Well, it takes our minds off central matters, such as whether the gym suits our needs and, most important, what kind of contract we’re signing.

Joining a gym is a lot like buying a car. It takes research, tenacity and negotiating. Nerves of steel help.

While you work on your fitness goals, we’ve put together a checklist of things to concentrate on when considering a health club.


At the gym. Visit more than one gym; visit more than once. Location is important. Do you need a gym close to home or close to work? Visit all the gyms in your area during the time you plan to work out once you join. Determine whether you’ll have reasonable access to equipment. Make a second visit during a time you might use as an alternate to see whether the fitness center still meets your conditions.

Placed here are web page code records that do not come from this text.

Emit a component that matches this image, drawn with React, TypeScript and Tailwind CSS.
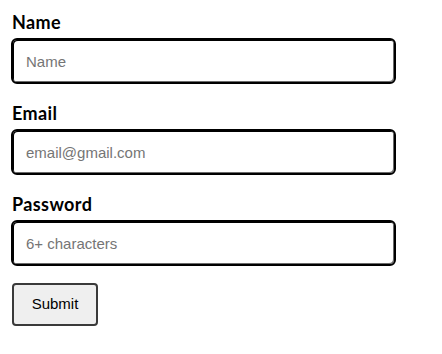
import React from "react";

function Field({ label, placeholder, type }: { label: string; placeholder: string; type: string }) {
  return (
    <div className="flex flex-col">
      <label className="text-[18px] leading-[24px] tracking-[0.4px] font-bold text-black font-['Lato','Noto_Sans',sans-serif] pl-[1px]">{label}</label>
      <input
        type={type}
        placeholder={placeholder}
        className="mt-[4px] w-[385px] h-[46px] rounded-[6px] border-[2px] border-black bg-white pl-[13px] text-[15px] font-['Liberation_Sans',Arial,sans-serif] text-black placeholder:text-[#757575] outline-none shadow-[inset_1px_1px_0_#000,inset_-1px_-1px_0_#6b6b6b]"
      />
    </div>
  );
}

export default function App() {
  return (
    <div className="bg-white w-[442px] h-[354px] pl-[11px] pt-[10px]">
      <div className="flex flex-col gap-[17px]">
        <Field label="Name" placeholder="Name" type="text" />
        <Field label="Email" placeholder="email@gmail.com" type="email" />
        <Field label="Password" placeholder="6+ characters" type="password" />
      </div>
      <button className="block mt-[17px] ml-[1px] w-[86px] h-[43px] rounded-[4px] border-[2px] border-[#3a3a3a] bg-[#efefef] text-[15px] text-black font-['Liberation_Sans',Arial,sans-serif]">
        Submit
      </button>
    </div>
  );
}
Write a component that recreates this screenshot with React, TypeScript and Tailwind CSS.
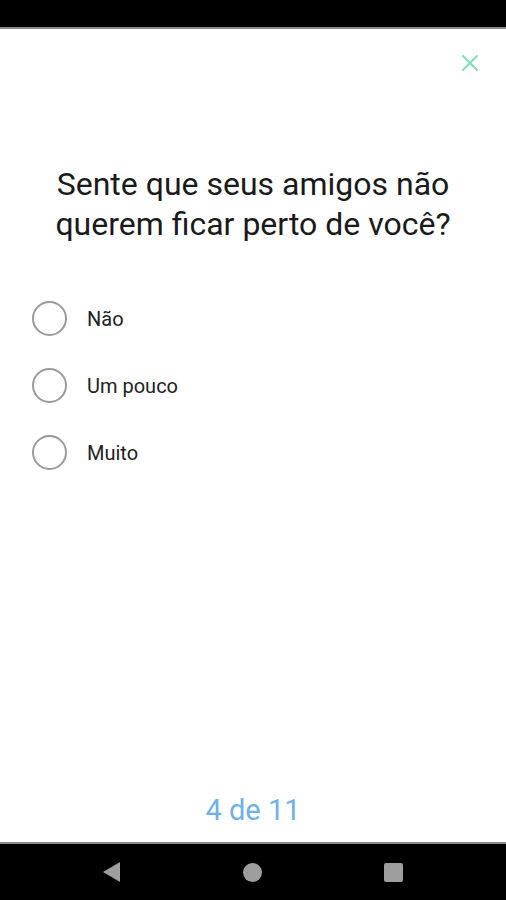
const options = ['Não', 'Um pouco', 'Muito']

export default function App() {
  return (
    <div className="flex h-[900px] w-[506px] flex-col bg-white font-['Roboto',sans-serif]">
      <div className="h-[29px] shrink-0 border-b-2 border-[#8a8a8a] bg-black" />

      <div className="flex flex-1 flex-col">
        <div className="flex justify-end pr-[27px] pt-[25px]">
          <svg width="18" height="18" viewBox="0 0 18 18" className="text-[#7fdcbf]">
            <path d="M2 2L16 16M16 2L2 16" stroke="currentColor" strokeWidth="2" strokeLinecap="round" />
          </svg>
        </div>

        <h1 className="mt-[92px] px-4 text-center text-[32px] leading-[40px] text-[#1a1a1a]">
          Sente que seus amigos não
          <br />
          querem ficar perto de você?
        </h1>

        <div className="mt-[57px] flex flex-col gap-[32px] pl-[32px]">
          {options.map((o) => (
            <label key={o} className="flex items-center gap-[20px]">
              <span className="h-[35px] w-[35px] rounded-full border-2 border-[#9a9a9a]" />
              <span className="text-[20px] text-[#222]">{o}</span>
            </label>
          ))}
        </div>

        <div className="mt-auto pb-[10px] text-center text-[29px] text-[#6fb0ea]">4 de 11</div>
      </div>

      <div className="flex h-[58px] shrink-0 items-center justify-center gap-[122px] border-t-2 border-[#8a8a8a] bg-black pr-[2px]">
        <svg width="20" height="22" viewBox="0 0 20 22">
          <path d="M19 1L2 11L19 21Z" fill="#9e9e9e" />
        </svg>
        <div className="h-[19px] w-[19px] rounded-full bg-[#9e9e9e]" />
        <div className="h-[19px] w-[19px] rounded-[2px] bg-[#9e9e9e]" />
      </div>
    </div>
  )
}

Make sure the classes and equipment suit your fitness program. Gym equipment is sturdy but hard-used. Scrutinize the machines, looking for signs of excessive wear or fastidious maintenance. Make sure the machines you need are available and ask how often they’re serviced. Also ask whether the gym has personal trainers, and find out whether the center offers the classes you want at the times you need. Many gyms have brochures that spell out available programs.

Visit the locker room. Many people forget the locker room. But it’s where you’ll stash your stuff, shower and maybe enjoy a steam bath. Find out whether you need to bring your own towels, lock, and toiletries and whether you have to rent a locker. You should make sure that the room and showers are sanitary and that scales and sauna are in working order.

Get a guest pass. The best way to see whether a gym is for you is to get a guest pass and work out at the times you plan to exercise. If you like the gym but it won’t give you a pass, or if your choices are limited, see whether you can get a short membership, one to six months, to try it out.

The contract. Take the contract home and read it. This is crucial. Even if you think you understand all the terms, take the contract home where you can evaluate it and avoid high-pressure tactics to rush you into signing. The club’s representative may not have explained all the details to your satisfaction. When you get home, check that the representative’s claims about service are all included in the contract.

Make sure there’s no rollover clause. A rollover clause says that the gym may continue to charge you, even after the contract term is up, if you don’t notify the gym in writing that you wish to end your membership.

Avoid bank drafts. Having the club send you a bill every month lets you control your money. Members who haven’t read their contracts often are surprised to find that a health club has continued to charge their bank accounts long after the contract has expired. Make sure your membership agreement doesn’t allow the club to automatically debit your checking or charge account. Some clubs never mention they are going to do this.

Look for hidden charges. Finance charges and annual percentage rates make their way into some clubs’ contracts. That way they can offer what seems to be great bargains on dues. Be wary, especially if you see an unbelievable price. Also be aware of high sign-up fees, charges for classes, and locker and towel rentals.

Know your cancellation options (and what you have to do when the membership expires). Carefully examine the contract to see what’s required to cancel your membership. If you move, will your membership be transferred to another location? What happens if you become disabled or pregnant? Does the club require all cancellations in writing? If you end your membership, make sure you’re entitled to a refund for the portion that you didn’t use. You may find that the contract requires you to pay for your full-term, no matter what.

Know the length of the contract. Some members are lured by promotional pitches promising fantastically cheap rates, only to find the rates increase dramatically after the promotion ends. Others assume they’ve joined for six months or a year but have really signed up for a two- or three-year hitch.

Negotiate. Just as with car salespeople, never take the first offer. All contracts are negotiable, and if you press the representative, you may find you can get much better terms.